Exercise: Write out each line word for word. Drop pictures.
>> begin Information provided
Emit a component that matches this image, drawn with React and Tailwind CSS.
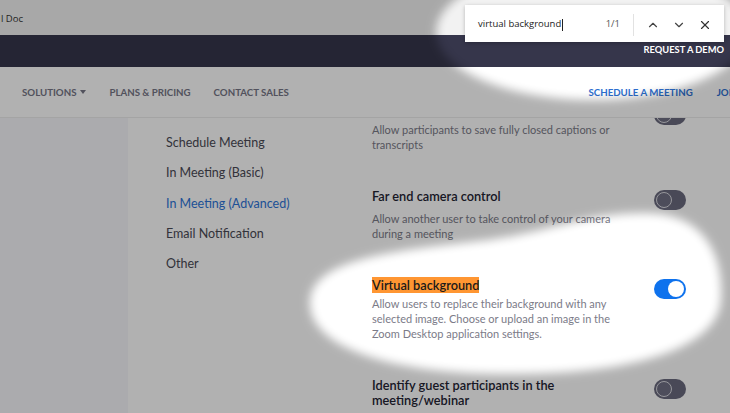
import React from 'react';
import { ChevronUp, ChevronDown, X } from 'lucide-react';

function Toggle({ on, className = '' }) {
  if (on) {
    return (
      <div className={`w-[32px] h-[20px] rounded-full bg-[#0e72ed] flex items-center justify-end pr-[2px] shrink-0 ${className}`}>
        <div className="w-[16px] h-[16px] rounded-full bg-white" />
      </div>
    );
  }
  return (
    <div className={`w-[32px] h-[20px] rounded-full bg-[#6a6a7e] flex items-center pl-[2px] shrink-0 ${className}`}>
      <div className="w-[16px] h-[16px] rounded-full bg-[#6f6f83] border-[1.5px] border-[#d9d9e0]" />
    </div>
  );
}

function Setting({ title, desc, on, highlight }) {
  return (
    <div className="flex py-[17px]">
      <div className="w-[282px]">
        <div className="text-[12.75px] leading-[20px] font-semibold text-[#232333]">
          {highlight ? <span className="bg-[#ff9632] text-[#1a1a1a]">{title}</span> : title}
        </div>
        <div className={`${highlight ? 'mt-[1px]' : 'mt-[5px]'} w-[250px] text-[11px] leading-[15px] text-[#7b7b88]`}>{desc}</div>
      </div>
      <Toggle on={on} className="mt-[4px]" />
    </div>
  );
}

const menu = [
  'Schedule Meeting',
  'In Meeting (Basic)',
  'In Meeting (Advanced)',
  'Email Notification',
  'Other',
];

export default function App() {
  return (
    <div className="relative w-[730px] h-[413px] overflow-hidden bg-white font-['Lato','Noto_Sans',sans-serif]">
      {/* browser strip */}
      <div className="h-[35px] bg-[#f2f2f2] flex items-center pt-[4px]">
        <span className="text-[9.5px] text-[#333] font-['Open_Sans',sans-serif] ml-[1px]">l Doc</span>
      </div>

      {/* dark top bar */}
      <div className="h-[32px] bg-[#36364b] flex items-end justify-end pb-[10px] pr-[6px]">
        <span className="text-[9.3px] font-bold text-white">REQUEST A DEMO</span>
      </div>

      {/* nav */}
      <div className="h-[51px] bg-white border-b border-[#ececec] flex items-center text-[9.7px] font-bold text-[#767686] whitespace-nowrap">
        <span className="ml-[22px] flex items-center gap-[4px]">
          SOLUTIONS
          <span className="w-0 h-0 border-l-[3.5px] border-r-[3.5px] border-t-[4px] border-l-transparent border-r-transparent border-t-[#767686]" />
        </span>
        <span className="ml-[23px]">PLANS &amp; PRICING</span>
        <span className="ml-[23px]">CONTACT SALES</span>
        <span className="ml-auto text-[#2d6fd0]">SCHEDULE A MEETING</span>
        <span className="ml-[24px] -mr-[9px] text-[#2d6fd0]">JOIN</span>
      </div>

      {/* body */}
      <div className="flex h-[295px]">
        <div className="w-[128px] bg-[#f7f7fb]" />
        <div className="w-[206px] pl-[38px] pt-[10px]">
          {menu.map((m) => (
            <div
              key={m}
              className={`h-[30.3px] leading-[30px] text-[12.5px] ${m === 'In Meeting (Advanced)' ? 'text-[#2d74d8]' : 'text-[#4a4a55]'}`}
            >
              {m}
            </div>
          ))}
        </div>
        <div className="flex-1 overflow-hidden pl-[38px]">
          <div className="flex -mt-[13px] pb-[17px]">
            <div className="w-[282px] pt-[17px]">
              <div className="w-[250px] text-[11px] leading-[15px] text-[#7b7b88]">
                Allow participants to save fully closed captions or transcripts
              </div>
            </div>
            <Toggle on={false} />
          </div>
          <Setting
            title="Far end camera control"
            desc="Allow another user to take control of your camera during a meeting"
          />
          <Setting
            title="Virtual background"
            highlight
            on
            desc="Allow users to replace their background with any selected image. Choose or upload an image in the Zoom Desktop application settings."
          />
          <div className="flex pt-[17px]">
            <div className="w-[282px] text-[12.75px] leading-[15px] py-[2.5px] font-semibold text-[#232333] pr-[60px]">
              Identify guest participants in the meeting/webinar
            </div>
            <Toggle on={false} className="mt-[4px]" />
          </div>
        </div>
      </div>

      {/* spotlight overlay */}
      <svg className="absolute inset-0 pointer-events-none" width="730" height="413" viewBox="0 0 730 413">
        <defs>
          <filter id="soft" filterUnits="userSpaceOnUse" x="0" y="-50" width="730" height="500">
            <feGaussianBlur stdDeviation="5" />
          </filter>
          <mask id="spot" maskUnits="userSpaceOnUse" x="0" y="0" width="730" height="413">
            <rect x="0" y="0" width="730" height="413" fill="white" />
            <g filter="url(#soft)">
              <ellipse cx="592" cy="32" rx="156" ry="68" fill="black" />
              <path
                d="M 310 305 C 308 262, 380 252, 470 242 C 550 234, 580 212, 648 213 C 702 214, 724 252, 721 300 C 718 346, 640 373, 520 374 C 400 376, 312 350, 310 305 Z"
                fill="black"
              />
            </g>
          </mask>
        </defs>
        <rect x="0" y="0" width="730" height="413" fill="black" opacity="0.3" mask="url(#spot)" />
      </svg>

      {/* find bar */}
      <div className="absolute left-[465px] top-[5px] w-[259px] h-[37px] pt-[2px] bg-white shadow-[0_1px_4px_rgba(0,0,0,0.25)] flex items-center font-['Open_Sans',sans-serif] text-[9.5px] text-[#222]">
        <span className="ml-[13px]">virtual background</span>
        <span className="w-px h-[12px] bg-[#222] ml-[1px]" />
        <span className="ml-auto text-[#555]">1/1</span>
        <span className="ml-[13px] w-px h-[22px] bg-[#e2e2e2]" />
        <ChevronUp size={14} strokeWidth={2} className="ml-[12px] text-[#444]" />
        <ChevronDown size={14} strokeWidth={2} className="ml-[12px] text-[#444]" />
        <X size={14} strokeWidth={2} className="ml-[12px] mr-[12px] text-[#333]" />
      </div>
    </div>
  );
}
>> end Information provided
Solution for this task:
Emit a component that matches this image, drawn with React and Tailwind CSS.
import React from 'react';
import { ChevronUp, ChevronDown, X } from 'lucide-react';

function Toggle({ on, className = '' }) {
  if (on) {
    return (
      <div className={`w-[32px] h-[20px] rounded-full bg-[#0e72ed] flex items-center justify-end pr-[2px] shrink-0 ${className}`}>
        <div className="w-[16px] h-[16px] rounded-full bg-white" />
      </div>
    );
  }
  return (
    <div className={`w-[32px] h-[20px] rounded-full bg-[#6a6a7e] flex items-center pl-[2px] shrink-0 ${className}`}>
      <div className="w-[16px] h-[16px] rounded-full bg-[#6f6f83] border-[1.5px] border-[#d9d9e0]" />
    </div>
  );
}

function Setting({ title, desc, on, highlight }) {
  return (
    <div className="flex py-[17px]">
      <div className="w-[282px]">
        <div className="text-[12.75px] leading-[20px] font-semibold text-[#232333]">
          {highlight ? <span className="bg-[#ff9632] text-[#1a1a1a]">{title}</span> : title}
        </div>
        <div className={`${highlight ? 'mt-[1px]' : 'mt-[5px]'} w-[250px] text-[11px] leading-[15px] text-[#7b7b88]`}>{desc}</div>
      </div>
      <Toggle on={on} className="mt-[4px]" />
    </div>
  );
}

const menu = [
  'Schedule Meeting',
  'In Meeting (Basic)',
  'In Meeting (Advanced)',
  'Email Notification',
  'Other',
];

export default function App() {
  return (
    <div className="relative w-[730px] h-[413px] overflow-hidden bg-white font-['Lato','Noto_Sans',sans-serif]">
      {/* browser strip */}
      <div className="h-[35px] bg-[#f2f2f2] flex items-center pt-[4px]">
        <span className="text-[9.5px] text-[#333] font-['Open_Sans',sans-serif] ml-[1px]">l Doc</span>
      </div>

      {/* dark top bar */}
      <div className="h-[32px] bg-[#36364b] flex items-end justify-end pb-[10px] pr-[6px]">
        <span className="text-[9.3px] font-bold text-white">REQUEST A DEMO</span>
      </div>

      {/* nav */}
      <div className="h-[51px] bg-white border-b border-[#ececec] flex items-center text-[9.7px] font-bold text-[#767686] whitespace-nowrap">
        <span className="ml-[22px] flex items-center gap-[4px]">
          SOLUTIONS
          <span className="w-0 h-0 border-l-[3.5px] border-r-[3.5px] border-t-[4px] border-l-transparent border-r-transparent border-t-[#767686]" />
        </span>
        <span className="ml-[23px]">PLANS &amp; PRICING</span>
        <span className="ml-[23px]">CONTACT SALES</span>
        <span className="ml-auto text-[#2d6fd0]">SCHEDULE A MEETING</span>
        <span className="ml-[24px] -mr-[9px] text-[#2d6fd0]">JOIN</span>
      </div>

      {/* body */}
      <div className="flex h-[295px]">
        <div className="w-[128px] bg-[#f7f7fb]" />
        <div className="w-[206px] pl-[38px] pt-[10px]">
          {menu.map((m) => (
            <div
              key={m}
              className={`h-[30.3px] leading-[30px] text-[12.5px] ${m === 'In Meeting (Advanced)' ? 'text-[#2d74d8]' : 'text-[#4a4a55]'}`}
            >
              {m}
            </div>
          ))}
        </div>
        <div className="flex-1 overflow-hidden pl-[38px]">
          <div className="flex -mt-[13px] pb-[17px]">
            <div className="w-[282px] pt-[17px]">
              <div className="w-[250px] text-[11px] leading-[15px] text-[#7b7b88]">
                Allow participants to save fully closed captions or transcripts
              </div>
            </div>
            <Toggle on={false} />
          </div>
          <Setting
            title="Far end camera control"
            desc="Allow another user to take control of your camera during a meeting"
          />
          <Setting
            title="Virtual background"
            highlight
            on
            desc="Allow users to replace their background with any selected image. Choose or upload an image in the Zoom Desktop application settings."
          />
          <div className="flex pt-[17px]">
            <div className="w-[282px] text-[12.75px] leading-[15px] py-[2.5px] font-semibold text-[#232333] pr-[60px]">
              Identify guest participants in the meeting/webinar
            </div>
            <Toggle on={false} className="mt-[4px]" />
          </div>
        </div>
      </div>

      {/* spotlight overlay */}
      <svg className="absolute inset-0 pointer-events-none" width="730" height="413" viewBox="0 0 730 413">
        <defs>
          <filter id="soft" filterUnits="userSpaceOnUse" x="0" y="-50" width="730" height="500">
            <feGaussianBlur stdDeviation="5" />
          </filter>
          <mask id="spot" maskUnits="userSpaceOnUse" x="0" y="0" width="730" height="413">
            <rect x="0" y="0" width="730" height="413" fill="white" />
            <g filter="url(#soft)">
              <ellipse cx="592" cy="32" rx="156" ry="68" fill="black" />
              <path
                d="M 310 305 C 308 262, 380 252, 470 242 C 550 234, 580 212, 648 213 C 702 214, 724 252, 721 300 C 718 346, 640 373, 520 374 C 400 376, 312 350, 310 305 Z"
                fill="black"
              />
            </g>
          </mask>
        </defs>
        <rect x="0" y="0" width="730" height="413" fill="black" opacity="0.3" mask="url(#spot)" />
      </svg>

      {/* find bar */}
      <div className="absolute left-[465px] top-[5px] w-[259px] h-[37px] pt-[2px] bg-white shadow-[0_1px_4px_rgba(0,0,0,0.25)] flex items-center font-['Open_Sans',sans-serif] text-[9.5px] text-[#222]">
        <span className="ml-[13px]">virtual background</span>
        <span className="w-px h-[12px] bg-[#222] ml-[1px]" />
        <span className="ml-auto text-[#555]">1/1</span>
        <span className="ml-[13px] w-px h-[22px] bg-[#e2e2e2]" />
        <ChevronUp size={14} strokeWidth={2} className="ml-[12px] text-[#444]" />
        <ChevronDown size={14} strokeWidth={2} className="ml-[12px] text-[#444]" />
        <X size={14} strokeWidth={2} className="ml-[12px] mr-[12px] text-[#333]" />
      </div>
    </div>
  );
}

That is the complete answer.